Learning Personalized Representations using Graph Convolutional Network

TL;DR

This paper introduces a graph convolutional network model called PDRFE that generates personalized customer representations by leveraging customer-skill interaction graphs, significantly improving defect prediction accuracy in Alexa's skill routing.

Contribution

The paper proposes a novel GCN-based model for personalized customer representation that captures richer interaction context compared to traditional features.

Findings

Up to 41% improvement in defect prediction accuracy

Effective modeling of customer-skill interactions using graph convolutional networks

Enhanced personalization for skill routing in Alexa

Abstract

Generating representations that precisely reflect customers' behavior is an important task for providing personalized skill routing experience in Alexa.

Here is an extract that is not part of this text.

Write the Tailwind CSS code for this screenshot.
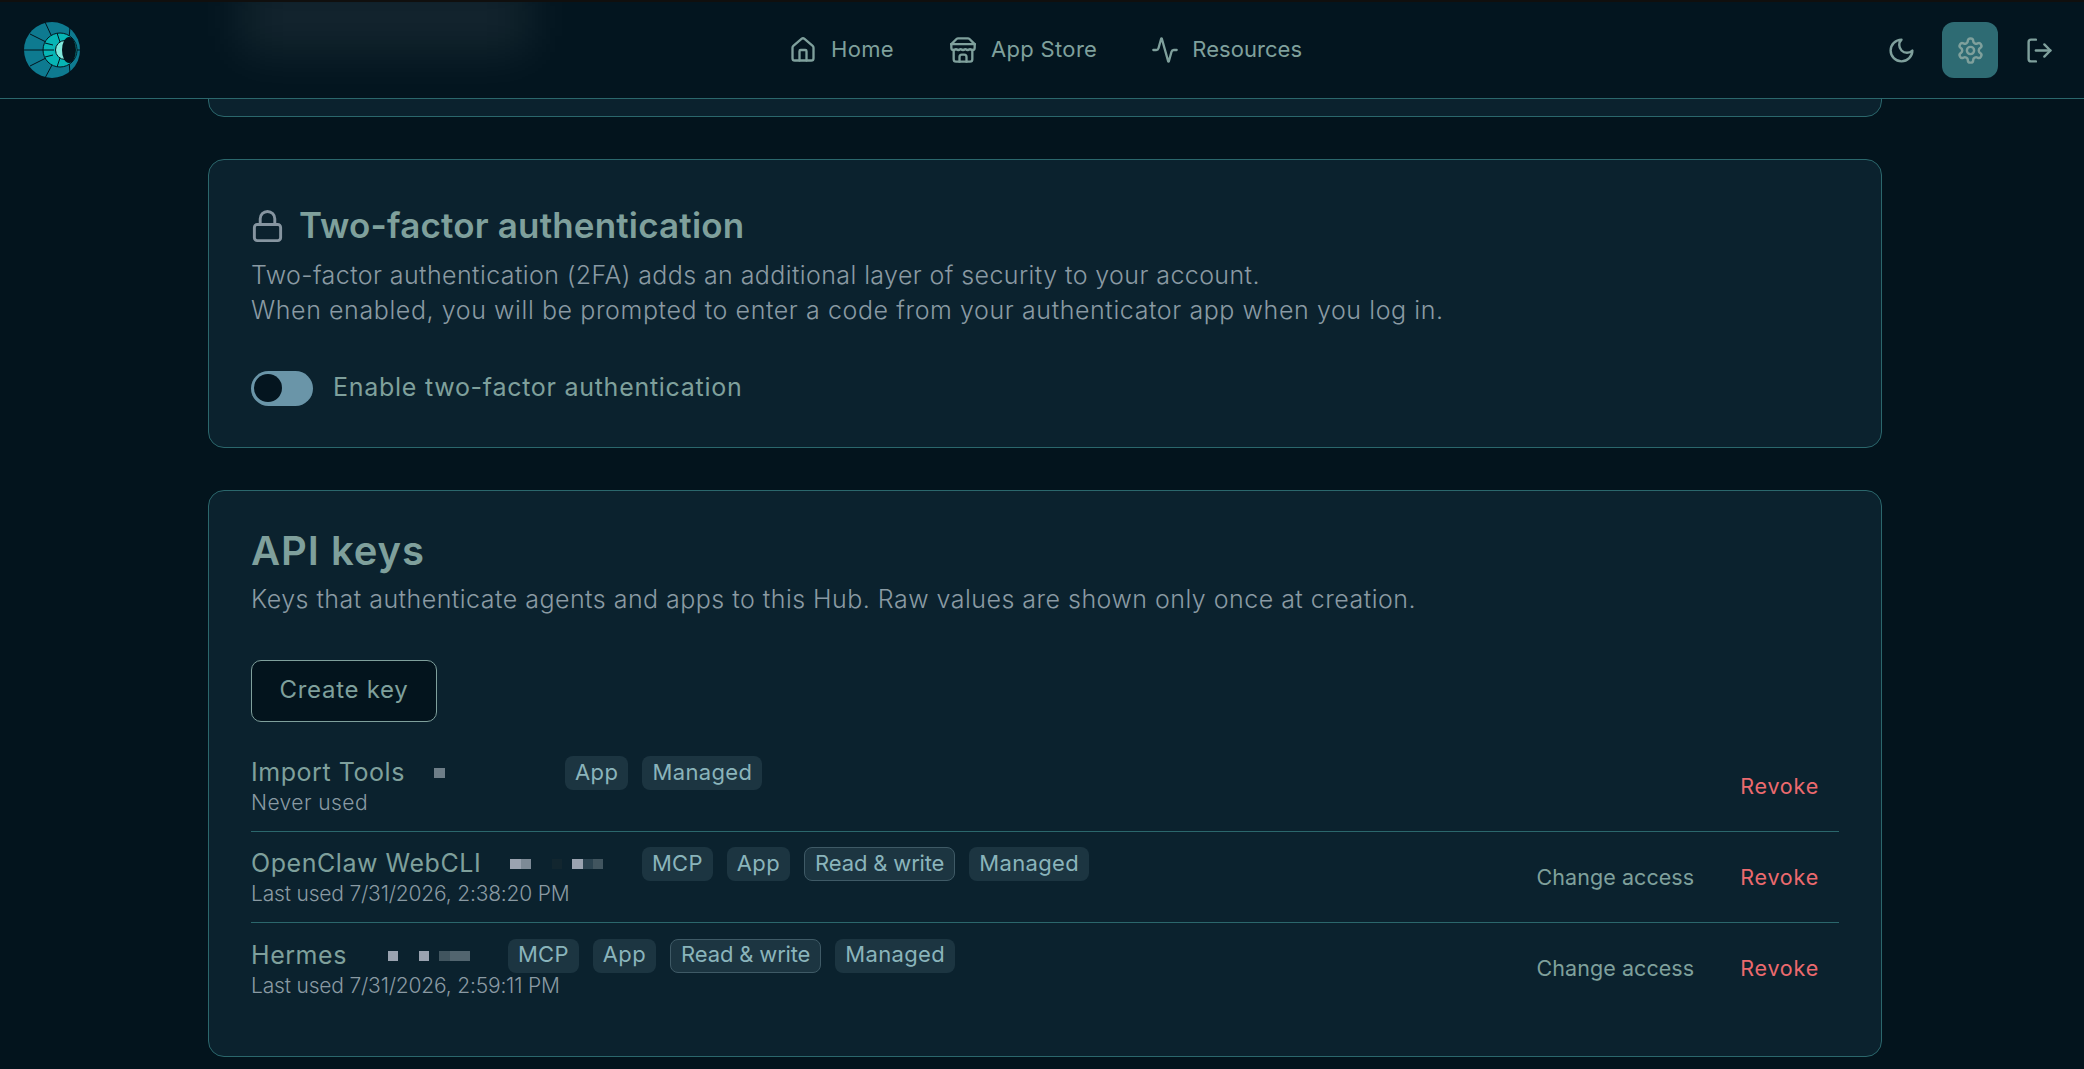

Currently, Dynamic Routing (DR) team, which is responsible for routing Alexa traffic to providers or skills, relies on two features to be served as personal signals: absolute traffic count and normalized traffic count of every skill usage per customer. Neither of them considers the network based structure for interactions between customers and skills, which contain richer information for customer preferences. In this work, we first build a heterogeneous edge attributed graph based customers' past interactions with the invoked skills, in which the user requests (utterances) are modeled as edges. Then we propose a graph convolutional network(GCN) based model, namely Personalized Dynamic Routing Feature Encoder(PDRFE), that generates personalized customer representations learned from the built graph. Compared with existing models, PDRFE is able to further capture contextual information in the graph convolutional function. The performance of our proposed model is evaluated by a downstream task, defect prediction, that predicts the defect label from the learned embeddings of customers and their triggered skills. We observe up to 41% improvements on the cross entropy metric for our proposed models compared to the baselines.